Long story short: we gave up on the Saturday, went home and came back the next day. Everyone made it over eventually, despite further cancellations, this time due to staff not turning up. Like many others they are scunnered with the service, only they get the brunt of the complaints. I was ashamed to see posters asking passengers to please remember that staff, too, just want to get home safely.

That Saturday did it for me. No more Arran. Don’t need the stress. Plenty of places to go on the mainland.

Then Arran worked its magic. In defiance of all forecasts the sun came out and stayed. Great times were had by all at the swingparks and on the beach. Pizza from The Parlour, a toastie from Little Rock Cafe, anything from Wooleys the baker. Another round of crazy golf?

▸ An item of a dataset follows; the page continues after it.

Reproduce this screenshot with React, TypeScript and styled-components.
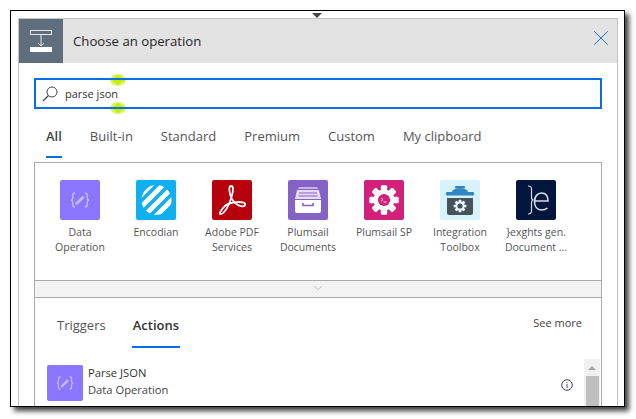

You’d be mad not to.

Believe the hype: Arran is Scotland in miniature. Paradise on the doorstep. But first you need to get there, and that’s a matter of cold hard practicality, of making the basics work.

Of course we’ll be back next year. Arran has been reprieved by popular demand, and with everything crossed that can be crossed we will once more travel in hope. The dream shall never die, right enough.